Our first association with gypsy girls is often those mediocre paintings of a woman with voluminous raven hair, flashing eyes and a bosom yearning for freedom. But in the photo of four young gypsy girls that Wilhelm Brasse made in Auschwitz at the end of 1944, there is no trace of such pseudo romance.

This is not a portrait of how we would like to see ourselves or other people; more beautiful than in reality, it’s a harsh and chilling image of two twins, abused in the medical experiments by Joseph Mengele and his team. As a photographer, Brasse documented prisoners of the concentration camp on an industrial scale. He remembers the moment of the four children: “They were so ashamed.” To prevent scaring the girls even more, he remained at a distance, says Brasse in Irek Dobrowolski’s documentary Portrecista (Portrait Photographer), which was shown on Polish television earlier this year. After taking the photo, he gave the four girls a piece of bread. “I cursed God. And my mother for giving birth to me.” Secret photo Brasse was 22 years old when he and 400 Polish Jewish political prisoners arrived in Auschwitz in August 1940. He was captured in Hungary when he tried to flee to France, like tens of thousands of Poles. He was given the choice between fighting in the Wehrmacht or imprisonment. After two weeks of quarantine and six months of hard manual labour, Brasse was deployed as a photographer at the Erkennungsdienst (Identification Service) that the Gestapo had set up in Auschwitz.

The service initially made passport photos of the newly arrived prisoners. In the course of 1941, the situation in Auschwitz quickly deteriorated. In 1942, the transportation of Jews started, and physicians such as Joseph Mengele and Eduard Wirths started medical experiments on prisoners. The photo service had to record everything: Hassidic Jews, triplets and twins, the ill and disabled, remarkable tattoos, colour photos of the effects of gynaecological experiments on young women. But also floral motifs for postcards that the camp guards could send to their families. In The Guardian Brasse said that he made only one photo in secret: “A photo of a woman, a fellow- prisoner, who looked very beautiful.”

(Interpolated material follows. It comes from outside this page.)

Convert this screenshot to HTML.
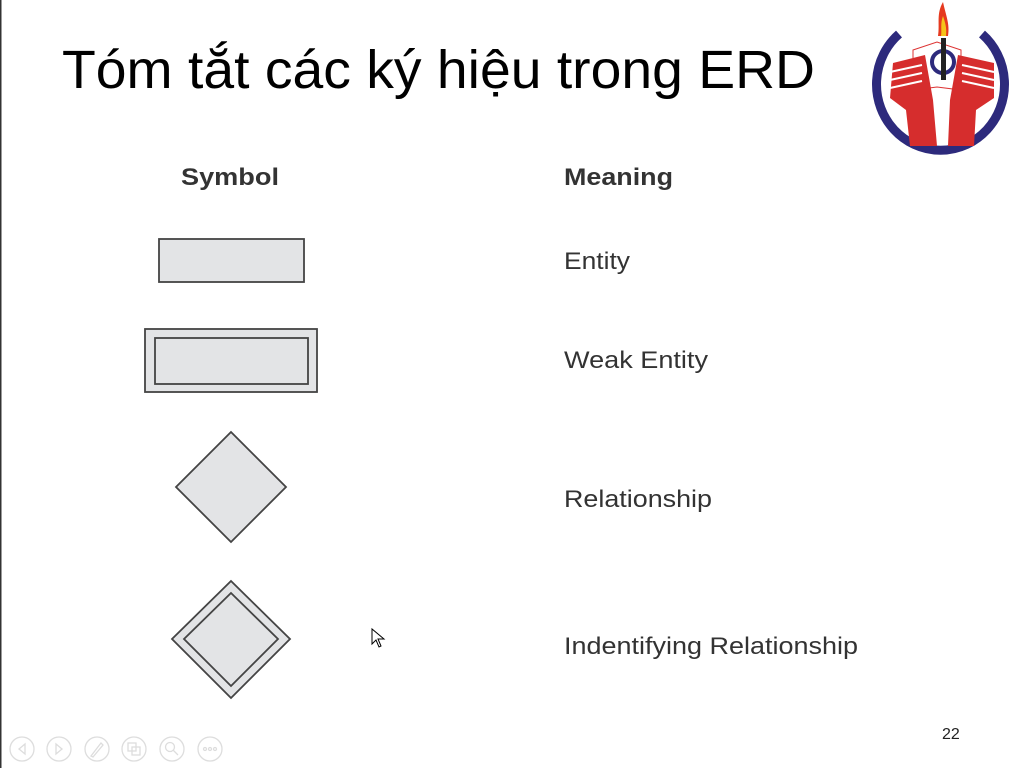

The beauty in those cruel surroundings compelled him to this act. Taking huge risks, he smuggled the photo out of the camp, to his mother. After the war he found the woman and gave her the photo. She thought she did not look nice in it and destroyed the print.

Dark soul
Wilhelm Brasse (89) now lives in Zywiec, Poland. He has grown crooked as a result of camp abuse. After the war, he tried to photograph, but each time the horrible images of Auschwitz appeared before his eyes. Sometimes photography can make you cynical. It offers a merciless view on the dark side of the human soul. Sadists can use photography as a means of humiliating people and getting them in their power. One would think that anyone who has seen such images would forever be aware that this should never happen again. This would mean that the crimes against humanity would be limited to the first half of the twentieth century. However, in former Yugoslavia, Rwanda, Sudan and other places, people have fallen victim to systematic and large-scale butchering. During Pol Pot’s regime, who was in power in Cambodia in the nineteen seventies and eighties, the same happened as in Auschwitz: all prisoners were portrayed before they were murdered.

When early 2005 the fiftieth anniversary of the liberation of Auschwitz was commemorated all over the world, we saw beautiful photos in the newspapers: a thick layer of snow, a lonely figure walking by the buildings, in places interrupted by black barbed wire. Images selected by the editors to put their readers at ease. The French paper Libération, which has a much more creative approach to its tabloid- sized pages than the Dutch newspapers, decided to make a real statement: The photo of the four gypsy girls featured large on the front page, with below in bold print ‘Le devoir de l’histoire.’ An appeal to the reader to realise that our knowledge of history implies an obligation: to think about a better future.